Secretary of Aging of Pennsylvania
- In office January 4, 2019 – January 17, 2023 Acting: January 4, 2019 – June 4, 2019
- Governor: Tom Wolf
- Preceded by: Teresa Osborne
- Succeeded by: Jason Kavulich

Acting Secretary of the Commonwealth of Pennsylvania
- In office October 11, 2017 – January 5, 2019
- Governor: Tom Wolf
- Preceded by: Pedro Cortés
- Succeeded by: Kathy Boockvar

Personal details
- Political party: Democratic
- Children: 2
- Education: Pace University (BA) Widener University (JD)

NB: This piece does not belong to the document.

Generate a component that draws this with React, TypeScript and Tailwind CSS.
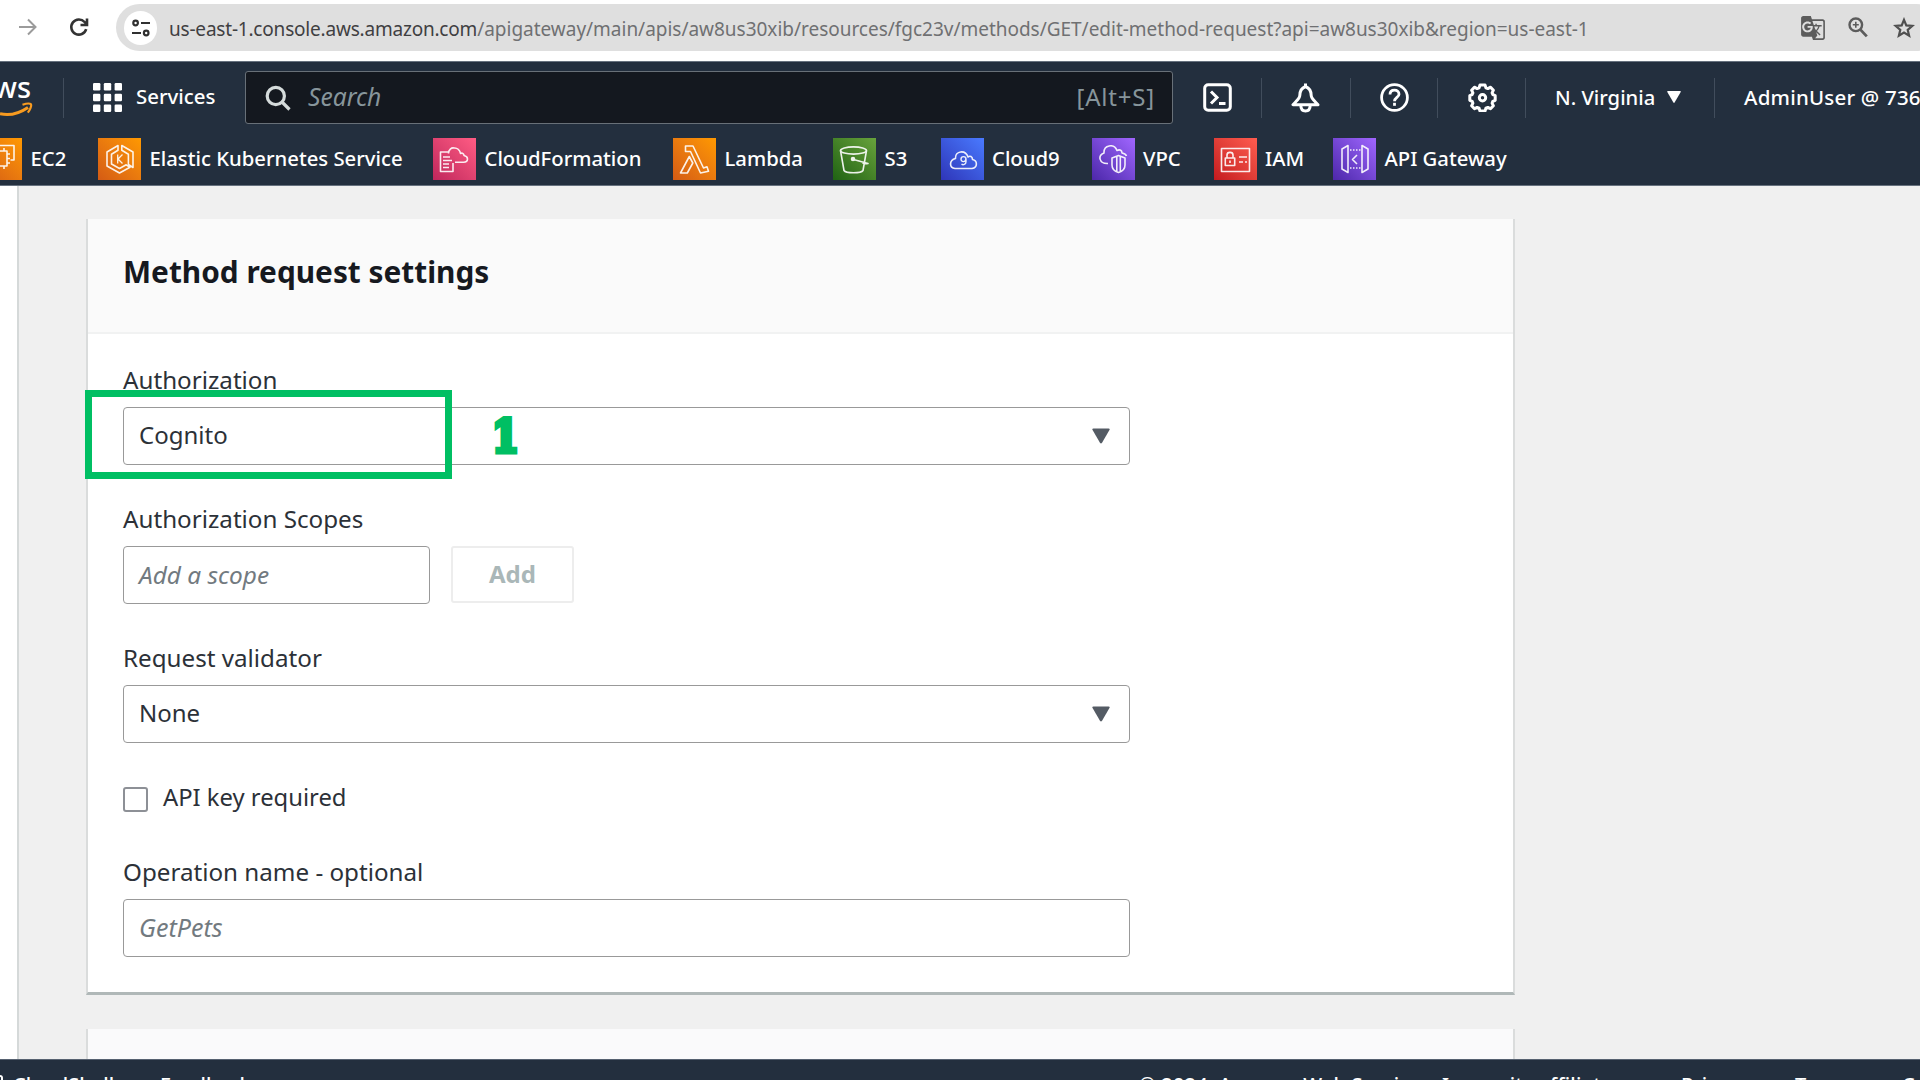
import React from "react";
import type { ReactNode } from "react";
import { MdGTranslate } from "react-icons/md";

function BrowserBar() {
  return (
    <div className="flex h-[61px] w-[1960px] shrink-0 items-start bg-white pt-1">
      <svg className="ml-[18px] mt-[14px] h-[18px] w-[20px]" viewBox="0 0 20 18" fill="none" stroke="#9b9b9b" strokeWidth="2">
        <path d="M1 9h16.5M10 1.5 17.5 9 10 16.5" />
      </svg>
      <svg className="ml-[31px] mt-[13px] h-5 w-5" viewBox="0 0 20 20" fill="none" stroke="#333" strokeWidth="2.6">
        <path d="M17.2 12.2A7.6 7.6 0 1 1 15.6 5L17.5 7" />
        <path d="M18 1.5V8h-6.5" />
      </svg>
      <div className="ml-[27px] flex h-[47px] w-[1824px] items-center rounded-full bg-[#dfdfdf] pl-2">
        <div className="flex h-[34px] w-[33px] items-center justify-center rounded-full bg-white">
          <svg className="h-[18px] w-[18px]" viewBox="0 0 18 18" fill="none" stroke="#303030" strokeWidth="2.2">
            <circle cx="3.6" cy="4" r="2.3" />
            <path d="M9 4h9M0 14h9" />
            <circle cx="14.2" cy="14" r="2.3" />
          </svg>
        </div>
        <div className="ml-[12px] mt-[2px] w-[1632px] whitespace-nowrap text-[19px] leading-[30px] tracking-[-0.02px] text-[#6f7072]">
          <span className="tracking-[-0.2px] text-[#3f4042]">us-east-1.console.aws.amazon.com</span>
          /apigateway/main/apis/aw8us30xib/resources/fgc23v/methods/GET/edit-method-request?api=aw8us30xib&amp;region=us-east-1
        </div>
        <MdGTranslate className="-ml-px h-[26px] w-[26px] text-[#5c5c5c]" />
        <svg className="ml-[22px] h-[21px] w-[20px]" viewBox="0 0 20 21" fill="none" stroke="#5c5c5c" strokeWidth="2.4">
          <circle cx="7.8" cy="7.8" r="6.300" />
          <path d="m12.400 12.600 6.400 6.800" strokeWidth="2.800" />
          <path d="M7.800 4.800v6M4.800 7.800h6" strokeWidth="1.600" />
        </svg>
        <svg className="ml-[25px] h-[21px] w-[22px]" viewBox="0 0 22 21" fill="none" stroke="#505050" strokeWidth="2.2" strokeLinejoin="miter">
          <path d="m11 2.800 2.300 5.600 6 .5-4.600 3.900 1.400 5.800L11 15.500l-5.100 3.100 1.400-5.800L2.700 8.900l6-.5Z" />
        </svg>
      </div>
    </div>
  );
}

function Divider({ className }: { className: string }) {
  return <div className={`h-10 w-px shrink-0 bg-[#414d5c] ${className}`} />;
}

function TopNav() {
  return (
    <div className="flex h-[71px] items-center">
      <div className="-mt-[4px] flex h-[48px] w-[33px] shrink-0 flex-col items-end overflow-hidden">
        <div className="mr-[2px] h-[30px] text-[29px] font-medium leading-[29px] text-white">aws</div>
        <svg className="h-[16px] w-[33px] shrink-0" viewBox="0 0 33 16" fill="none" stroke="#f79b20" strokeWidth="2.6">
          <path d="M0 11.8C10 14 20 11 28 5.5" strokeWidth="3" />
          <path d="M22.5 2.8C26.5 1.4 30 1.3 31 2.3 31.7 4 30 8 27.8 10.6" strokeWidth="2.2" />
        </svg>
      </div>
      <Divider className="ml-[30px]" />
      <svg className="ml-[29px] h-[29px] w-[29px] shrink-0" viewBox="0 0 29 29" fill="#fff">
        {[0, 10.8, 21.6].map((y) => [0, 10.8, 21.6].map((x) => <rect key={`${x}-${y}`} x={x} y={y} width="7.4" height="7.4" rx="1.2" />))}
      </svg>
      <div className="-mt-[3px] ml-[14px] w-[96px] shrink-0 text-[20.4px] font-medium text-white">Services</div>
      <div className="ml-[13px] flex h-[53px] w-[928px] shrink-0 items-center rounded-[3px] border-[1.5px] border-[#687078] bg-[#14181f] pl-[19px] pr-[17px]">
        <svg className="h-[26px] w-[26px]" viewBox="0 0 26 26" fill="none" stroke="#d5dbdb" strokeWidth="3.2">
          <circle cx="10.8" cy="11" r="8.6" />
          <path d="m17 17 7.5 7.5" />
        </svg>
        <div className="-mt-px ml-[17px] flex-1 text-[24.600px] italic leading-8 text-[#87959b]">Search</div>
        <div className="-mt-[2px] text-[24px] leading-8 tracking-[0.8px] text-[#87959b]">[Alt+S]</div>
      </div>
      <svg className="ml-[30px] h-[29px] w-[29px] shrink-0" viewBox="0 0 29 29" fill="none" stroke="#fff" strokeWidth="3">
        <rect x="1.7" y="1.7" width="25.6" height="25.6" rx="3.5" />
        <path d="m8 8.5 6 6-6 6M16 20.5h6.5" />
      </svg>
      <Divider className="ml-[29px]" />
      <svg className="ml-[29px] h-[30px] w-[29px] shrink-0" viewBox="0 0 29 30" fill="none" stroke="#fff" strokeWidth="3" strokeLinejoin="round">
        <path d="M14.5 3.5C10.800 5 8.800 8 8.800 12.500c0 3-3.400 5.500-6.800 9.200h25c-3.400-3.700-6.800-6.200-6.800-9.200 0-4.500-2-7.500-5.700-9Z" />
        <path d="M14.500 0.500v3M9.800 22c0 4 1.700 6 4.700 6s4.700-2 4.700-6" />
      </svg>
      <Divider className="ml-[30px]" />
      <svg className="ml-[29px] h-[29px] w-[29px] shrink-0" viewBox="0 0 29 29" fill="none" stroke="#fff" strokeWidth="2.8">
        <circle cx="14.5" cy="14.5" r="12.900" />
        <path d="M10 11.500c0-2.700 1.900-4.300 4.500-4.300s4.500 1.600 4.500 4c0 3-4.500 3.500-4.500 7" />
        <path d="M14.500 19.800v3" />
      </svg>
      <Divider className="ml-[28px]" />
      <svg className="ml-[30px] h-[29px] w-[29px] shrink-0" viewBox="0 0 29 29" fill="none" stroke="#fff" strokeWidth="3" strokeLinejoin="round">
        <path d="M12 1.900h5l.9 2.900 2 .8 2.700-1.400 2.800 3-1.300 2.600.8 1.900 2.300 1v4.600l-2.400 1-.7 1.900 1.300 2.600-2.900 3-2.600-1.400-2 .8-.9 2.900h-5l-.9-2.900-2-.8-2.600 1.400-2.900-3 1.300-2.600-.7-1.900-2.400-1v-4.600l2.300-1 .8-1.900-1.300-2.600 2.800-3 2.700 1.400 2-.8Z" />
        <circle cx="14.500" cy="14.700" r="3.200" />
      </svg>
      <Divider className="ml-[28px]" />
      <div className="ml-[29px] w-[112px] shrink-0 whitespace-nowrap text-[20.200px] font-medium text-white">N. Virginia</div>
      <svg className="-mt-px h-3 w-[14px] shrink-0" viewBox="0 0 14 12" fill="#fff">
        <path d="M.8 0h12.400q1 0 .5 1L7.600 11.500q-.6.900-1.200 0L.3 1Q-.2 0 .8 0Z" />
      </svg>
      <Divider className="ml-[33px]" />
      <div className="ml-[29px] shrink-0 whitespace-nowrap text-[20.500px] font-medium tracking-[0.2px] text-white">AdminUser @ 736</div>
    </div>
  );
}

type Favorite = { name: string; width: string; tile: string; icon: ReactNode };

const favorites: Favorite[] = [
  {
    name: "EC2",
    width: "w-[119px]",
    tile: "from-[#d45b14] to-[#ff9900]",
    icon: (
      <>
        <rect x="10" y="13" width="18" height="15" />
        <path d="M20 8.500V7.500h15V22h-3.500M15 13v-3M20 13v-3M25 13v-3M15 28v4M20 28v5M25 28v3M28 16h3M28 20.500h3M28 25h3" />
      </>
    ),
  },
  {
    name: "Elastic Kubernetes Service",
    width: "w-[335px]",
    tile: "from-[#d45b14] to-[#ff9900]",
    icon: (
      <>
        <path d="M20 7.500 9 14v14l12.500 7 10.500-5.700-3.800-2.500-6.700 3.700-8-4.500V16.200L20 12.300ZM23.800 7.500 35 14v15.500l-4.600-3V16.200l-6.600-3.900Z" />
        <path d="M19.700 16.500v9M24.500 16.500l-4.500 4.500 4.500 4.500" strokeWidth="1.300" />
      </>
    ),
  },
  {
    name: "CloudFormation",
    width: "w-[240px]",
    tile: "from-[#c0265c] to-[#ff5c84]",
    icon: (
      <>
        <path d="M16 14H7.500v19.500H20V25M10 19h7M10 22.500h9M10 26h6M10 29.500h6" />
        <path d="M15.500 15.500c0-4 3-6 5.500-5.500 3-.5 6 2 6.500 5.500 2-1 3.500.5 3.500 2 2 .5 3.500 1.800 3.500 3.500 0 2-1.500 3.200-4 3.200H22" />
      </>
    ),
  },
  {
    name: "Lambda",
    width: "w-[160px]",
    tile: "from-[#d45b14] to-[#ff9900]",
    icon: <path d="M12.500 8H20l10.500 22 3.500-1.200 1.500 4.400L27.500 35 17.500 13.500h-5ZM16.300 18.500l3.500 6.500-5.500 10H7.500Z" />,
  },
  {
    name: "S3",
    width: "w-[107.5px]",
    tile: "from-[#1f6313] to-[#68a33c]",
    icon: (
      <>
        <ellipse cx="20.500" cy="12.500" rx="13" ry="3.600" />
        <path d="m7.500 12.500 3.500 20c2 3 17 3 19 0l3.500-20M20.500 21.500 35 25.500c-3 .5-4 .2-5.500-.5" />
        <circle cx="20" cy="21" r="1.500" fill="#fff" />
      </>
    ),
  },
  {
    name: "Cloud9",
    width: "w-[151px]",
    tile: "from-[#2f35b9] to-[#4a7aff]",
    icon: (
      <>
        <path d="M14 30.500h17c6-1 5.500-8 .5-9 0-3-2.500-4-4.500-2.500-2.500-7.500-13-6.500-12.500 1.500-6.500 1.500-6.500 9.500-.5 10Z" />
        <path d="M25 20.500c0 4-5 4-5 .700 0-3.500 5-3.500 5 0v2.500c0 3-3 3.500-4.500 2.500" strokeWidth="1.400" />
      </>
    ),
  },
  {
    name: "VPC",
    width: "w-[122px]",
    tile: "from-[#4d27aa] to-[#a166ff]",
    icon: (
      <>
        <path d="M16 25.500c-9 .500-10.500-8-4-10.500-.5-8 10-10 13-2.500 3-1.500 5 0 5 2.500 2.500.5 4 1.500 4.500 3" />
        <path d="M26.500 17.500 33 20v7c0 4-3 6.500-6.500 7.500-3.500-1-6.500-3.500-6.500-7.500v-7ZM24.800 18.500v15M28.300 18.500v15" />
      </>
    ),
  },
  {
    name: "IAM",
    width: "w-[119.5px]",
    tile: "from-[#c4191f] to-[#ff5c4f]",
    icon: (
      <>
        <rect x="7.500" y="10.500" width="28" height="23" />
        <path d="M11.300 20h9.400v7.500h-9.400ZM13 20v-3c0-3.500 6-3.500 6 0v3M16 22.500v2.500M25 19h8M25 24h4M31 24h2" />
      </>
    ),
  },
  {
    name: "API Gateway",
    width: "w-[220px]",
    tile: "from-[#4d27aa] to-[#a166ff]",
    icon: (
      <>
        <path d="m15 7.500-6 3.500v20l6 3.500ZM29 7.500l6 3.500v20l-6 3.500ZM24 17l-4.500 4.500L24 26" />
        <path d="M17 12h11M17 30h11" strokeDasharray="1.500 1.500" />
      </>
    ),
  },
];

function FavoritesBar() {
  return (
    <div className="-ml-[21px] mt-[5px] flex">
      {favorites.map((f) => (
        <div key={f.name} className={`flex h-[42px] shrink-0 items-center ${f.width}`}>
          <div className={`h-[42px] w-[43px] shrink-0 bg-linear-to-tr ${f.tile}`}>
            <svg className="h-[42px] w-[43px] opacity-90" viewBox="0 0 43 42" fill="none" stroke="#fff" strokeWidth="1.600" strokeLinejoin="round">
              {f.icon}
            </svg>
          </div>
          <span className="-mt-[2px] ml-[8.500px] whitespace-nowrap text-[20.300px] font-medium text-white">{f.name}</span>
        </div>
      ))}
    </div>
  );
}

function Select({ value }: { value: string }) {
  return (
    <div className="flex h-[58px] w-[1007px] items-center justify-between rounded-[4px] border-[1.5px] border-[#999] pl-[15px] pr-[19px] text-[24px] text-[#2c3138]">
      <span className="-mt-[2px]">{value}</span>
      <svg className="h-4 w-[18px]" viewBox="0 0 19 16" fill="#545b64">
        <path d="M1.500 0h16q1.700 0 .9 1.700L10.600 15q-1.100 1.600-2.200 0L.6 1.700Q-.2 0 1.500 0Z" />
      </svg>
    </div>
  );
}

function Field({ label, children }: { label: string; children: ReactNode }) {
  return (
    <div>
      <div className="mb-[10px] h-[34px] text-[24.200px] leading-[34px] text-[#2c3138]">{label}</div>
      {children}
    </div>
  );
}

function SettingsCard() {
  return (
    <div className="relative h-[776px] w-[1429px] shrink-0 border-x-2 border-b-[3px] border-x-[#dadcdc] border-b-[#b0b8b8] bg-white">
      <div className="h-[115px] border-b-2 border-[#f1f2f2] bg-[#fafafa] pl-[35px] pt-[32px] text-[29.800px] font-bold leading-[42px] text-[#16191f]">
        Method request settings
      </div>
      <div className="flex flex-col gap-[37px] pl-[35px] pt-[29px]">
        <Field label="Authorization">
          <Select value="Cognito" />
        </Field>
        <Field label="Authorization Scopes">
          <div className="flex gap-[21px]">
            <div className="flex h-[58px] w-[307px] items-center rounded-[4px] border-[1.5px] border-[#999] pl-[15px] text-[24.400px] italic text-[#727a80]">
              Add a scope
            </div>
            <div className="flex h-[57px] w-[123px] items-center justify-center rounded-[3px] border-2 border-[#ededed] text-[24px] font-bold text-[#aab7b8]">
              <span className="-mt-px">Add</span>
            </div>
          </div>
        </Field>
        <Field label="Request validator">
          <Select value="None" />
        </Field>
        <div className="-mt-px flex h-[40px] items-center">
          <div className="h-[25px] w-[25px] rounded-[3px] border-[2px] border-[#8d9096]" />
          <div className="-mt-[2px] ml-[15px] text-[23.800px] text-[#2c3138]">API key required</div>
        </div>
        <div className="-mt-px">
          <Field label="Operation name - optional">
            <div className="flex h-[58px] w-[1007px] items-center rounded-[4px] border-[1.5px] border-[#999] pl-[15px] text-[25px] italic text-[#727a80]">
              GetPets
            </div>
          </Field>
        </div>
      </div>
      <div className="absolute -left-[3px] top-[171px] h-[89px] w-[367px] border-[7px] border-[#00bf63]" />
      <div className="absolute left-[404px] top-[185px] origin-left scale-x-[0.86] font-[DejaVu_Serif] text-[45px] font-bold leading-[66px] text-[#00bf63] [-webkit-text-stroke:5px_#00bf63]">
        1
      </div>
    </div>
  );
}

function Footer() {
  return (
    <div className="flex h-[53px] w-[2160px] shrink-0 whitespace-nowrap border-t-[1.5px] border-[#566170] bg-[#232f3e] pt-[9px] text-[20px] leading-[32px] text-white">
      <div className="mt-[6px] h-5 w-[3px] shrink-0 rounded-r-[3px] border-y-2 border-r-2 border-white" />
      <div className="ml-[10px] w-[147px] shrink-0 font-medium">CloudShell</div>
      <div className="w-[979px] shrink-0 font-medium">Feedback</div>
      <div className="w-[542px] shrink-0 font-medium tracking-[0.200px]">© 2024, Amazon Web Services, Inc. or its affiliates.</div>
      <div className="w-[114px] shrink-0 font-medium">Privacy</div>
      <div className="w-[107px] shrink-0 font-medium">Terms</div>
      <div className="shrink-0 font-medium">Cookie preferences</div>
    </div>
  );
}

export default function App() {
  return (
    <div className="flex h-[1080px] w-[1920px] flex-col overflow-hidden bg-[#f0f0f0] font-['Noto_Sans',sans-serif]">
      <BrowserBar />
      <div className="h-[125px] shrink-0 overflow-hidden border-y-[1.5px] border-[#66717e] bg-[#232f3e]">
        <TopNav />
        <FavoritesBar />
      </div>
      <div className="flex h-[873px] shrink-0 overflow-hidden">
        <div className="w-[19px] shrink-0 border-r-2 border-[#d5d9d9] bg-white" />
        <div className="ml-[67px] flex flex-col pt-[33px]">
          <SettingsCard />
          <div className="mt-[34px] h-[60px] w-[1429px] shrink-0 border-x-2 border-[#dadcdc] bg-[#fafafb]" />
        </div>
      </div>
      <Footer />
    </div>
  );
}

= Robert Torres (administrator) =

American politician

Robert Torres served as the secretary of the Pennsylvania Department of Aging from 2019 until 2023, appointed by Governor Tom Wolf in January 2019. Prior to his appointment, he served as acting secretary of the Department of State.

==Education==
Torres received his Bachelor of Business Administration from Pace University and his J.D. from Widener University School of Law.

==Career==
Torres has worked in multiple positions in the Pennsylvania state government, including as deputy secretary for administration in the Pennsylvania Department of Health, and as Pennsylvania's Health Information Technology Coordinator.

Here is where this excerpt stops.